Overview
- Owner: Myanma Railways
- Locale: Yangon Region, Ayeyarwady Region

Operation
- Operator(s): Myanma Railways

Technical
- System length: 90 mi (140 km)
- Track gauge: 1,000 mm (3 ft 3+3⁄8 in)

= Hlaingthaya–Hinthada Railway =

Railway line in Myanmar

Hlaingthaya (Yangon)-Hinthada Railway is a railway line operated by Myanma Railways under the Ministry of Transport and Communications. This railway connects towns on the eastern side of the Ayeyarwady River, such as Yangon (Hlaingthaya), with towns on the western side, including Nyaungdon, Sakkaw, Zalun, and Hinthada. The railway line stretches approximately 90 miles, with the journey between Yangon and Hinthada taking about six hours. Two rail services were introduced on May 24, 2014.

== History ==
The Hlaingthaya-Hinthada railway line covers a distance of 89.76 miles. It was initiated under the decision of Meeting No. 1/2010 for the Implementation of Special Projects, held on March 5, 2010, during the time of the State Peace and Development Council (SPDC) government. Construction was begun by Myanma Railways, part of the former Ministry of Rail Transportation, during the 2009-2010 fiscal year.

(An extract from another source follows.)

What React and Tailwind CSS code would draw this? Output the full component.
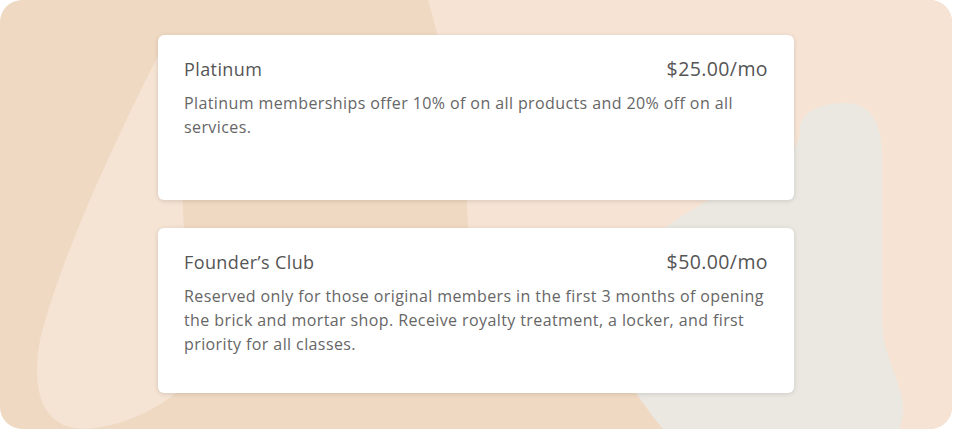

The Hinthada-Zalun section (16.25 miles) was inaugurated on July 20, 2010, the Zalun-Nyaungdon section (46 miles) on May 23, 2013, and the Nyaungdon-Hlaingthaya section (27.75 miles) on May 24, 2014. The total cost of constructing the line amounted to 28.7 billion kyats.

== Suspension ==
Train services on this line were suspended starting from June 10, 2016, due to financial difficulties.